Q. Can I charge fees to my family members?
A. It depends on whether or not they are disqualified persons. Typically, lineal ancestors or descendants are not allowed; certain lineal ancestors or descendants of the spouse may not be allowed and other family members (i.e. cousins, brother/sister) are likely okay. For specific questions on which family members are or are not allowed, please consult tax counsel.
Q. Is there a limit on the amount of retirement funds I can allow in my fund?
A. Depending on the circumstances, if any class of interests in an investment entity is funded by 25% or more of retirement assets, there could be a trigger of fiduciary and prohibited transaction rules. Consult with your tax counsel or other professional familiar with these rules.
Tax considerations / Unrelated Business Taxable Income (UBTI).
Generally, portfolio income (interest, dividends, capital gains, etc.) derived by alternative investment funds is not taxable income to IRAs. However, if the portfolio income or other income derived by an alternative investment fund is considered to be Unrelated Business Taxable Income (“UBTI”), such income is taxable income to an IRA under most circumstances. Alternative investment funds usually derive UBTI when the fund uses leverage/debt to purchase its portfolio assets and real estate assets or the fund invests in pass-through entities that derive income that is considered income derived in a trade or business.

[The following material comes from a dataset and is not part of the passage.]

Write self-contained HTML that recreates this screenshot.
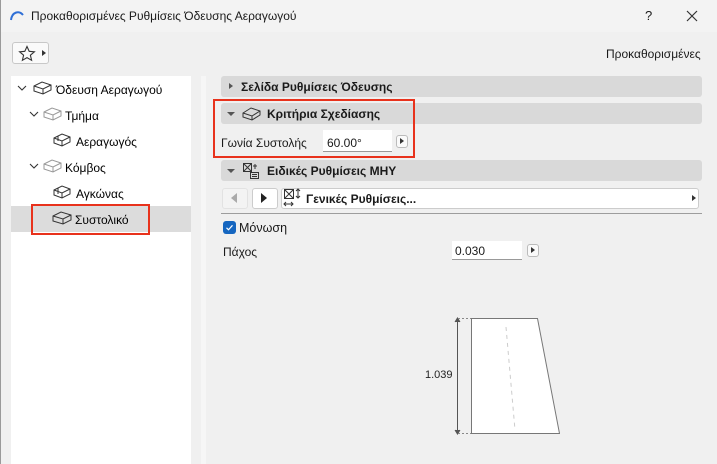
<!DOCTYPE html>
<html><head><meta charset="utf-8"><style>
*{box-sizing:border-box;margin:0;padding:0}
body{width:717px;height:464px;overflow:hidden;background:#f0f0f0;font-family:"Liberation Sans",sans-serif;font-size:12px;color:#1a1a1a;position:relative}
.a{position:absolute}
.t{position:absolute;white-space:nowrap}
.hdr{position:absolute;left:221px;width:481px;height:21px;background:#d9d9d9;border-radius:3px}
.hdr b{position:absolute;top:4px;font-size:12px}
.tri{position:absolute;width:0;height:0}
</style></head><body>
<div class="a" style="left:0;top:0;width:1px;height:464px;background:#9a9a9a"></div>
<div class="a" style="left:1px;top:0;width:716px;height:32px;background:#f3f3f3"></div>
<svg class="a" style="left:10px;top:9px" width="14" height="12"><path d="M1 11 C2 3 9 1 13 6" stroke="#2f6fd6" stroke-width="2" fill="none"/></svg>
<div class="t" style="left:31px;top:9px;font-size:12px">Προκαθορισμένες Ρυθμίσεις Όδευσης Αεραγωγού</div>
<div class="t" style="left:645px;top:8px;font-size:13px">?</div>
<svg class="a" style="left:686px;top:10px" width="12" height="12"><path d="M1 1L11 11M11 1L1 11" stroke="#333" stroke-width="1.2"/></svg>
<div class="a" style="left:12px;top:42px;width:37px;height:22px;background:#fafafa;border:1px solid #c8c8c8;border-radius:3px"></div>
<svg class="a" style="left:18px;top:45px" width="18" height="17"><path d="M9 1.5L11.2 6.3 16.4 6.8 12.4 10.2 13.6 15.3 9 12.6 4.4 15.3 5.6 10.2 1.6 6.8 6.8 6.3Z" fill="none" stroke="#333" stroke-width="1.1"/></svg>
<div class="tri" style="left:42px;top:50px;border-left:4px solid #333;border-top:3.5px solid transparent;border-bottom:3.5px solid transparent"></div>
<div class="t" style="left:606px;top:47px">Προκαθορισμένες</div>
<div class="a" style="left:11px;top:76px;width:180px;height:388px;background:#fff"></div>
<div class="a" style="left:201px;top:76px;width:5px;height:388px;background:#f6f6f6"></div>
<div class="a" style="left:11px;top:206px;width:180px;height:26px;background:#dcdcdc"></div>
<svg class="a" style="left:0;top:76px" width="191" height="160" font-family="Liberation Sans" font-size="12">
<g fill="none" stroke="#333" stroke-width="1.1">
<path d="M18 10l4 4 4-4"/><path d="M30 36l4 4 4-4"/><path d="M30 88l4 4 4-4"/>
</g>
<g fill="none" stroke="#333" stroke-width="1"><path d="M34 10l8-4 9 3v5l-8 4-9-3z M34 10l9 3 8-4 M43 13v5"/></g>
<g fill="none" stroke="#999" stroke-width="1"><path d="M44 36l8-4 9 3v5l-8 4-9-3z M44 36l9 3 8-4 M53 39v5"/>
<path d="M44 88l8-4 9 3v5l-8 4-9-3z M44 88l9 3 8-4 M53 91v5"/></g>
<g fill="none" stroke="#333" stroke-width="1"><path d="M54 62l8-4 8 3v5l-8 4-8-3z M54 62l8 3 8-4 M62 65v5 M58 60v5"/>
<path d="M54 114l8-4 8 3v5l-8 4-8-3z M54 114l8 3 8-4 M62 117v5 M58 112v6"/>
<path d="M53 140l8-4 10 3v5l-8 4-10-3z M53 140l10 3 8-4 M63 143v5"/></g>
<text x="56" y="18">Όδευση Αεραγωγού</text>
<text x="65" y="44">Τμήμα</text>
<text x="76" y="70">Αεραγωγός</text>
<text x="65" y="96">Κόμβος</text>
<text x="76" y="122">Αγκώνας</text>
<text x="75" y="148">Συστολικό</text>
</svg>
<div class="a" style="left:31px;top:204px;width:119px;height:31px;border:2px solid #e8321c"></div>
<div class="hdr" style="top:76px"><div class="tri" style="left:8px;top:7px;border-left:4px solid #555;border-top:3.5px solid transparent;border-bottom:3.5px solid transparent"></div><b style="left:20px">Σελίδα Ρυθμίσεις Όδευσης</b></div>
<div class="hdr" style="top:103px"><div class="tri" style="left:6px;top:9px;border-top:4px solid #555;border-left:4px solid transparent;border-right:4px solid transparent"></div>
<svg class="a" style="left:21px;top:3px" width="20" height="15"><path d="M1 7l8-5 9 3v4l-8 5-9-3z M1 7l9 3 8-5 M10 10v4" fill="none" stroke="#333" stroke-width="1"/></svg><b style="left:46px">Κριτήρια Σχεδίασης</b></div>
<div class="t" style="left:221px;top:136px">Γωνία Συστολής</div>
<div class="a" style="left:323px;top:130px;width:69px;height:22px;background:#fff;border-bottom:1px solid #999"></div>
<div class="t" style="left:327px;top:136px">60.00°</div>
<div class="a" style="left:396px;top:135px;width:12px;height:13px;background:#fafafa;border:1px solid #bbb;border-radius:3px"></div>
<div class="tri" style="left:400px;top:138px;border-left:4px solid #333;border-top:3.5px solid transparent;border-bottom:3.5px solid transparent"></div>
<div class="a" style="left:213px;top:99px;width:202px;height:59px;border:2px solid #e8321c"></div>
<div class="hdr" style="top:160px"><div class="tri" style="left:6px;top:9px;border-top:4px solid #555;border-left:4px solid transparent;border-right:4px solid transparent"></div>
<svg class="a" style="left:21px;top:2px" width="18" height="18"><g fill="none" stroke="#333" stroke-width="1"><rect x="1.5" y="1.5" width="8" height="8"/><path d="M1.5 1.5l8 8M9.5 1.5l-8 8"/><rect x="8.5" y="10.5" width="8" height="6"/><path d="M10 12.5h5M10 14.5h5M13 2v5M11 4h4"/></g></svg><b style="left:46px">Ειδικές Ρυθμίσεις ΜΗΥ</b></div>
<div class="a" style="left:222px;top:188px;width:26px;height:21px;background:#f3f3f3;border:1px solid #e2e2e2;border-radius:3px"></div>
<div class="tri" style="left:231px;top:193px;border-right:6px solid #aaa;border-top:5.5px solid transparent;border-bottom:5.5px solid transparent"></div>
<div class="a" style="left:252px;top:188px;width:26px;height:21px;background:#fff;border:1px solid #ccc;border-radius:3px"></div>
<div class="tri" style="left:261px;top:193px;border-left:6px solid #222;border-top:5.5px solid transparent;border-bottom:5.5px solid transparent"></div>
<div class="a" style="left:281px;top:188px;width:418px;height:21px;background:#fff;border:1px solid #ccc;border-radius:3px"></div>
<svg class="a" style="left:283px;top:188px" width="20" height="20"><g fill="none" stroke="#333" stroke-width="1"><rect x="1.5" y="1.5" width="9" height="9"/><path d="M1.5 1.5l9 9M10.5 1.5l-9 9M15 1v9M13 3l2-2 2 2M13 8l2 2 2-2M1 16h9M3 14l-2 2 2 2M8 14l2 2-2 2"/></g></svg>
<div class="t" style="left:306px;top:192px;font-weight:bold">Γενικές Ρυθμίσεις...</div>
<div class="tri" style="left:692px;top:195px;border-left:4px solid #333;border-top:3.5px solid transparent;border-bottom:3.5px solid transparent"></div>
<div class="a" style="left:221px;top:213px;width:481px;height:1px;background:#9d9d9d"></div>
<div class="a" style="left:223px;top:221px;width:13px;height:13px;background:#1566c0;border-radius:3px"></div>
<svg class="a" style="left:223px;top:221px" width="13" height="13"><path d="M3.5 6.8l2 2 4-4.5" stroke="#fff" stroke-width="1.2" fill="none"/></svg>
<div class="t" style="left:239px;top:221px;font-size:12.5px">Μόνωση</div>
<div class="t" style="left:223px;top:245px">Πάχος</div>
<div class="a" style="left:452px;top:241px;width:70px;height:19px;background:#fff;border-bottom:1px solid #999"></div>
<div class="t" style="left:455px;top:244px">0.030</div>
<div class="a" style="left:527px;top:244px;width:12px;height:13px;background:#fafafa;border:1px solid #bbb;border-radius:3px"></div>
<div class="tri" style="left:531px;top:247px;border-left:4px solid #333;border-top:3.5px solid transparent;border-bottom:3.5px solid transparent"></div>
<svg class="a" style="left:400px;top:300px" width="160" height="164" font-family="Liberation Sans" font-size="11">
<path d="M71.5 18.5H137.5L159.5 133.5H71.5Z" fill="#fff" stroke="#777"/>
<path d="M106 27L115 130" stroke="#ccc" stroke-dasharray="4 4"/>
<path d="M57.5 18.5V133.5" stroke="#555"/>
<path d="M55 22l2.5-4 2.5 4M55 130l2.5 4 2.5-4" stroke="#555" fill="#555"/>
<path d="M58 18.5H71M58 133.5H71" stroke="#888" stroke-dasharray="2 2"/>
<text x="25" y="78" fill="#222">1.039</text>
</svg>
</body></html>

Fortunately, alternative investment managers that seek IRA investors and that operate UBTI producing strategies will often, but not always, have UBTI blocking structures or vehicles available for their IRA investors, including, but not limited to, offshore blocker corporations and parallel investment vehicles. Please consult your tax counsel and the fund manager regarding potential UBTI effects before investing in any alternative investment fund.